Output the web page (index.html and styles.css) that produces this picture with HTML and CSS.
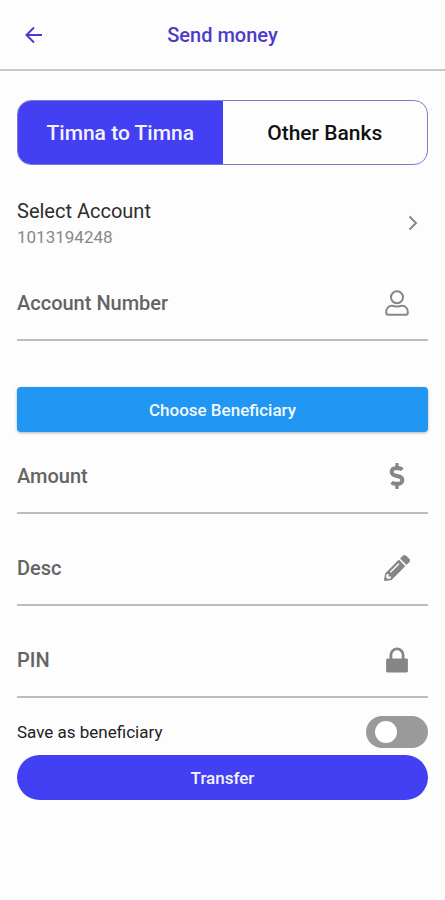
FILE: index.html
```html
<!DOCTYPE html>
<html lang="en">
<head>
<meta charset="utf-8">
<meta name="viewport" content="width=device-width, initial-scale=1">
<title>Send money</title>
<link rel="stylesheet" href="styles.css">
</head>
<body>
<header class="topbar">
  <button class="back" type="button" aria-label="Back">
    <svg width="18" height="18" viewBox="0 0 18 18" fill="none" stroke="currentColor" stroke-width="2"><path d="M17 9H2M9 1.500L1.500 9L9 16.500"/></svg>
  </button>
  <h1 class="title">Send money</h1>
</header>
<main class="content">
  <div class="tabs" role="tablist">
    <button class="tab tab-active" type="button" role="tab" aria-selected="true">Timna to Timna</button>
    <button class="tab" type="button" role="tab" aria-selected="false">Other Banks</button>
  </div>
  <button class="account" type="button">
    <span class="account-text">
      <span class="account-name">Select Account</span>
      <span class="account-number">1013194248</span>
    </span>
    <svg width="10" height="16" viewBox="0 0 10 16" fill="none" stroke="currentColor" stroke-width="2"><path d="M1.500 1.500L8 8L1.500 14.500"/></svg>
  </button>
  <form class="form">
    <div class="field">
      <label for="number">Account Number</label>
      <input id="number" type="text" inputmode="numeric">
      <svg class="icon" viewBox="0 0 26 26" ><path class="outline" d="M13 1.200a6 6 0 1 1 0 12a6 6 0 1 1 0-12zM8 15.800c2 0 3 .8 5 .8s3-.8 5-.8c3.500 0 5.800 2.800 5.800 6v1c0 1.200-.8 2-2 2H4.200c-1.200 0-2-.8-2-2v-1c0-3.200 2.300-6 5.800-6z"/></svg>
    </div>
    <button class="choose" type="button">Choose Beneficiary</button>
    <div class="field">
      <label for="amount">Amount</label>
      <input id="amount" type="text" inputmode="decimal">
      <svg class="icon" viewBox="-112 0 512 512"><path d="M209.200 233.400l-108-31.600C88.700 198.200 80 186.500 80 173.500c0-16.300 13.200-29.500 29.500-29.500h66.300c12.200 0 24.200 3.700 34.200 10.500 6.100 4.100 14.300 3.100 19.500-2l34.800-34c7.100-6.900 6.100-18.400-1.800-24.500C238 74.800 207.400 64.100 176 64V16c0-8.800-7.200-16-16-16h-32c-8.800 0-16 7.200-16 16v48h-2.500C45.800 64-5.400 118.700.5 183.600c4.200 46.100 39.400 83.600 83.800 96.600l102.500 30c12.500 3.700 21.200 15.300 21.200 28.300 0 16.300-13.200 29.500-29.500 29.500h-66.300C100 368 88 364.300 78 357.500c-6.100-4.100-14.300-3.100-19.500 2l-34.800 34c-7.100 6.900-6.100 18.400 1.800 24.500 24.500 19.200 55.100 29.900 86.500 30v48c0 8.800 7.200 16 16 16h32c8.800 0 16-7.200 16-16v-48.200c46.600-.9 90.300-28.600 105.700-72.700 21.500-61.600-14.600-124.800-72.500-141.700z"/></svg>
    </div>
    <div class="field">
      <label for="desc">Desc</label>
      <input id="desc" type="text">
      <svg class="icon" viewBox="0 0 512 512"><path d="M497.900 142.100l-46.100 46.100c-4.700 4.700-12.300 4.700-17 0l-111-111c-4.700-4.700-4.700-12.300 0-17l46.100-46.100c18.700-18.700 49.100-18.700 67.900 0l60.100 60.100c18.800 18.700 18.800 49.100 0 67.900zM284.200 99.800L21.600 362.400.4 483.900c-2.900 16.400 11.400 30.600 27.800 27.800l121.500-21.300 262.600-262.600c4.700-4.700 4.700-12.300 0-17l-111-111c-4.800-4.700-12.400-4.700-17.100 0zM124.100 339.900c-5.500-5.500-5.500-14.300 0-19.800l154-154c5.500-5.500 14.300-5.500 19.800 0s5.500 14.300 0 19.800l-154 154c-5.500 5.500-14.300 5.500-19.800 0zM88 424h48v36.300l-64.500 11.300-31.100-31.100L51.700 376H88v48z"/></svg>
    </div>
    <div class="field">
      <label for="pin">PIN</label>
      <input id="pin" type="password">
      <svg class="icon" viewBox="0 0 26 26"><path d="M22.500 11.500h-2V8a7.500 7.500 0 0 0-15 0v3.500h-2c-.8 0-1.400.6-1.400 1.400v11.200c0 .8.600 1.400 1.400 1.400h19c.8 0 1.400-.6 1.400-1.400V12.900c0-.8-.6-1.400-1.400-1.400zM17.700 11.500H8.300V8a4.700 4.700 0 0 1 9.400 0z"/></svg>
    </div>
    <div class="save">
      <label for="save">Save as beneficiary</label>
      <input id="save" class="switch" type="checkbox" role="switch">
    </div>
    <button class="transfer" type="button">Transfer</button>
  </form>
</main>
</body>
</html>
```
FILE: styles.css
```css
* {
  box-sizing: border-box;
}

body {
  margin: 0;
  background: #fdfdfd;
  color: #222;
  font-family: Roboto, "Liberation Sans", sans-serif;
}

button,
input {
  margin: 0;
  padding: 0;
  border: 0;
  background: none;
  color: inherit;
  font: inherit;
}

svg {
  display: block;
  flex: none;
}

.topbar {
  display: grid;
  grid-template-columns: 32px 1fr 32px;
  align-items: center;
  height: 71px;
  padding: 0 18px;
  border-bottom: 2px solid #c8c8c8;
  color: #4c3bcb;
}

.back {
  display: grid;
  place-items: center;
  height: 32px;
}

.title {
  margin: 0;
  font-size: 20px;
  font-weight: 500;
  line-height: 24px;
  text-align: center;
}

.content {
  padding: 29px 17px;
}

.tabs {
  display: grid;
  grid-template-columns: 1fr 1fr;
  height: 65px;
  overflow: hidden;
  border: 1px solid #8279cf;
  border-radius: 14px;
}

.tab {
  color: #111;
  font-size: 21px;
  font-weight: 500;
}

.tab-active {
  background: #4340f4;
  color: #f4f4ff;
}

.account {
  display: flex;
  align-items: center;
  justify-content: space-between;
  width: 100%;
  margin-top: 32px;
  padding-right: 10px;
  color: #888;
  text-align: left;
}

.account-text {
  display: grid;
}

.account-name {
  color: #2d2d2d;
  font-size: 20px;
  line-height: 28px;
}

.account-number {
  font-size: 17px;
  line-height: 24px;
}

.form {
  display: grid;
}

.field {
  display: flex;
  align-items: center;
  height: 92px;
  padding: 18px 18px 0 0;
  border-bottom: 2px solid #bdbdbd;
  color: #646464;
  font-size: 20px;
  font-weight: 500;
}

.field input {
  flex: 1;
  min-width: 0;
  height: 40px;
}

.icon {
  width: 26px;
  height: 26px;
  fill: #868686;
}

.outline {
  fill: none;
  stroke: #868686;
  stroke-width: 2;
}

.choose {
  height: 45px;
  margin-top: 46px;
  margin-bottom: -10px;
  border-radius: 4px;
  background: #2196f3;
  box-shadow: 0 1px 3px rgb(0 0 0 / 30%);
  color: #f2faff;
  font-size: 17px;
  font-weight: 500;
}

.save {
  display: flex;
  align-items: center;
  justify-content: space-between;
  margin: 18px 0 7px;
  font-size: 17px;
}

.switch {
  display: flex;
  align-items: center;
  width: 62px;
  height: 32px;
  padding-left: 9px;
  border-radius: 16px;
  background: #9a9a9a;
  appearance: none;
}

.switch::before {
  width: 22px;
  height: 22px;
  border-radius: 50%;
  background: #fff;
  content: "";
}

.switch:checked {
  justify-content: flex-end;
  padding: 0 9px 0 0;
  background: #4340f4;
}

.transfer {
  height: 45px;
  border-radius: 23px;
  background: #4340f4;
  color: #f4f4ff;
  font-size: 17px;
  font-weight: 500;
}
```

• _JOB_: Identify every line above with the string "styles" in it. Copy those lines.

• _REPLY TO THE TASK_:
Output the web page (index.html and styles.css) that produces this picture with HTML and CSS.
<link rel="stylesheet" href="styles.css">
FILE: styles.css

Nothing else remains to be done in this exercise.